----- Information shown

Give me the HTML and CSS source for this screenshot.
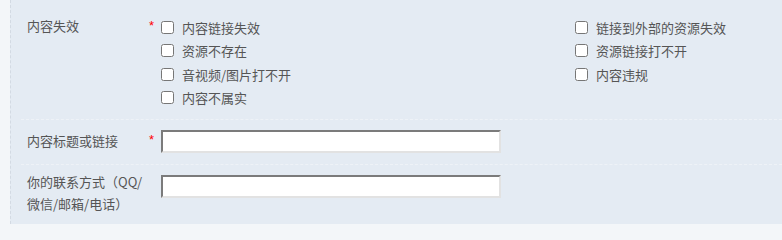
FILE: index.html
```html
<!DOCTYPE html>
<html lang="zh-CN">
<head>
<meta charset="utf-8">
<title>反馈</title>
<link rel="stylesheet" href="styles.css">
</head>
<body>
<div class="panel">
  <div class="row row-check">
    <div class="label">内容失效</div>
    <div class="req">*</div>
    <div class="options">
      <label class="opt"><input type="checkbox"><span>内容链接失效</span></label>
      <label class="opt"><input type="checkbox"><span>链接到外部的资源失效</span></label>
      <label class="opt"><input type="checkbox"><span>资源不存在</span></label>
      <label class="opt"><input type="checkbox"><span>资源链接打不开</span></label>
      <label class="opt"><input type="checkbox"><span>音视频/图片打不开</span></label>
      <label class="opt"><input type="checkbox"><span>内容违规</span></label>
      <label class="opt"><input type="checkbox"><span>内容不属实</span></label>
    </div>
  </div>
  <div class="row row-input">
    <div class="label">内容标题或链接</div>
    <div class="req">*</div>
    <div><input class="text" type="text"></div>
  </div>
  <div class="row row-input row-last">
    <div class="label label-wrap">你的联系方式（QQ/<br>微信/邮箱/电话）</div>
    <div class="req"></div>
    <div><input class="text" type="text"></div>
  </div>
</div>
</body>
</html>
```

FILE: styles.css
```css
html, body {
  margin: 0;
  padding: 0;
}
body {
  background: #f3f6f9;
  font-family: "Noto Sans CJK SC", "Microsoft YaHei", sans-serif;
  font-size: 13px;
  color: #555;
  height: 224px;
  overflow: hidden;
}
.panel {
  margin-left: 10px;
  border-left: 1px dashed #d3dae3;
  background: #e4ebf3;
  height: 224px;
  padding-left: 10px;
  overflow: hidden;
}
.row {
  display: grid;
  grid-template-columns: 128px 12px 1fr;
  border-bottom: 1px dashed #eef2f7;
}
.row-check {
  padding: 16px 0 10px;
}
.row-input {
  padding: 10px 0 11px;
}
.row-last {
  border-bottom: none;
  padding-top: 10px;
}
.label {
  padding-left: 6px;
  line-height: 22px;
  white-space: nowrap;
}
.row-check .label {
  line-height: 20px;
  padding-top: 0;
}
.label-wrap {
  line-height: 22px;
  margin-top: -4px;
}
.req {
  color: #f00;
  font-size: 13px;
  line-height: 23px;
  font-family: "Liberation Sans", sans-serif;
  margin-top: -2px;
}
.options {
  display: grid;
  grid-template-columns: 414px 1fr;
}
.opt {
  display: flex;
  align-items: center;
  height: 23.3px;
  white-space: nowrap;
}
.opt input {
  margin: 0 8px 0 0;
  width: 13px;
  height: 13px;
}
.text {
  display: block;
  box-sizing: border-box;
  width: 340px;
  height: 23px;
  margin: 0;
  background: #fff;
  border-style: solid;
  border-width: 2px;
  border-color: #7b7b7b #e2e2e2 #e2e2e2 #7b7b7b;
  padding: 0 4px;
  font: inherit;
}
```
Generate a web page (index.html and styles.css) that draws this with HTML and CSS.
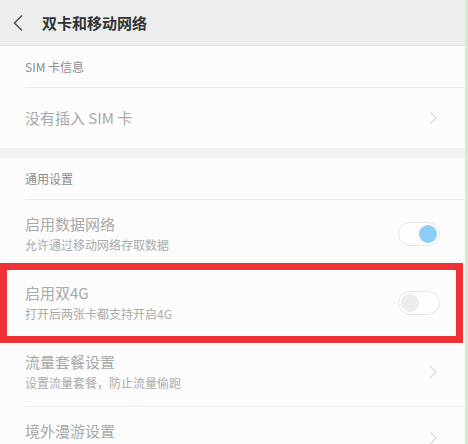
FILE: index.html
```html
<!DOCTYPE html>
<html lang="zh-CN">
<head>
    <meta charset="UTF-8">
    <meta name="viewport" content="width=device-width, initial-scale=1.0">
    <title>双卡和移动网络</title>
    <link rel="stylesheet" href="styles.css">
</head>
<body>

    <div class="screen">
        <div class="topbar">
            <svg class="back" width="12" height="18" viewBox="0 0 12 18">
                <polyline points="10,1.5 2.5,9 10,16.5" fill="none" stroke="#555" stroke-width="1.6"/>
            </svg>
            <span class="title">双卡和移动网络</span>
        </div>

        <div class="section-title">SIM 卡信息</div>
        <div class="row single">
            <div class="texts">
                <div class="name">没有插入 SIM 卡</div>
            </div>
            <svg class="arrow" width="8" height="14" viewBox="0 0 8 14">
                <polyline points="1,1 7,7 1,13" fill="none" stroke="#dcdedd" stroke-width="1.3"/>
            </svg>
        </div>

        <div class="gap"></div>

        <div class="section-title">通用设置</div>
        <div class="row">
            <div class="texts">
                <div class="name">启用数据网络</div>
                <div class="desc">允许通过移动网络存取数据</div>
            </div>
            <div class="switch on"><span class="knob"></span></div>
        </div>
        <div class="row">
            <div class="texts">
                <div class="name">启用双4G</div>
                <div class="desc">打开后两张卡都支持开启4G</div>
            </div>
            <div class="switch"><span class="knob"></span></div>
        </div>
        <div class="row">
            <div class="texts">
                <div class="name">流量套餐设置</div>
                <div class="desc">设置流量套餐，防止流量偷跑</div>
            </div>
            <svg class="arrow" width="8" height="14" viewBox="0 0 8 14">
                <polyline points="1,1 7,7 1,13" fill="none" stroke="#dcdedd" stroke-width="1.3"/>
            </svg>
        </div>
        <div class="row last">
            <div class="texts">
                <div class="name">境外漫游设置</div>
            </div>
            <svg class="arrow" width="8" height="14" viewBox="0 0 8 14">
                <polyline points="1,1 7,7 1,13" fill="none" stroke="#dcdedd" stroke-width="1.3"/>
            </svg>
        </div>

        <!-- 标注框 -->
        <div class="highlight"></div>
    </div>

</body>
</html>
```

FILE: styles.css
```css
body {
    margin: 0;
    padding: 0;
    background-color: #d6ead3;
    font-family: "Noto Sans CJK SC", "Noto Sans", sans-serif;
    overflow: hidden;
}
.screen {
    position: relative;
    width: 465px;
    height: 444px;
    background-color: #fbfcfb;
    overflow: hidden;
}
.topbar {
    height: 45px;
    background-color: #eceeed;
    border-bottom: 1px solid #dfe1e0;
    display: flex;
    align-items: center;
    padding-left: 12px;
}
.back {
    margin-right: 18px;
}
.title {
    font-size: 15px;
    font-weight: 700;
    color: #333;
}
.section-title {
    height: 41px;
    margin-left: 25px;
    display: flex;
    align-items: center;
    font-size: 12px;
    color: #8c8c8c;
    border-bottom: 1px solid #eaecea;
}
.row {
    height: 68px;
    margin-left: 25px;
    padding-right: 25px;
    display: flex;
    align-items: center;
    justify-content: space-between;
    border-bottom: 1px solid #eceeec;
}
.row.single {
    height: 60px;
    border-bottom: none;
}
.row.last {
    height: 37px;
    align-items: flex-start;
    padding-top: 14px;
    border-bottom: none;
}
.row.last .arrow {
    margin-top: 10px;
}
.name {
    font-size: 15px;
    color: #a9a9a9;
    line-height: 20px;
}
.desc {
    font-size: 12px;
    color: #ababab;
    line-height: 18px;
    margin-top: 2px;
}
.arrow {
    margin-right: 3px;
}
.gap {
    height: 10px;
    background-color: #f1f3f2;
}
.switch {
    width: 42px;
    height: 24px;
    box-sizing: border-box;
    border: 1px solid #e6e8e7;
    border-radius: 12px;
    background-color: #fdfdfd;
    display: flex;
    align-items: center;
    padding: 0 2px;
}
.knob {
    width: 18px;
    height: 18px;
    border-radius: 50%;
    background-color: #ececec;
}
.switch.on {
    justify-content: flex-end;
}
.switch.on .knob {
    background-color: #8ccdf6;
}
.highlight {
    position: absolute;
    left: 0;
    top: 263px;
    width: 463px;
    height: 80px;
    box-sizing: border-box;
    border: 7px solid #ef3138;
}
```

----------

*What is being asked*: Where does the word "styles" appear in the listing? List each line that holds it.

*Response to this task*:
<link rel="stylesheet" href="styles.css">
FILE: styles.css
Generate a web page (index.html and styles.css) that draws this with HTML and CSS.
    <link rel="stylesheet" href="styles.css">
FILE: styles.css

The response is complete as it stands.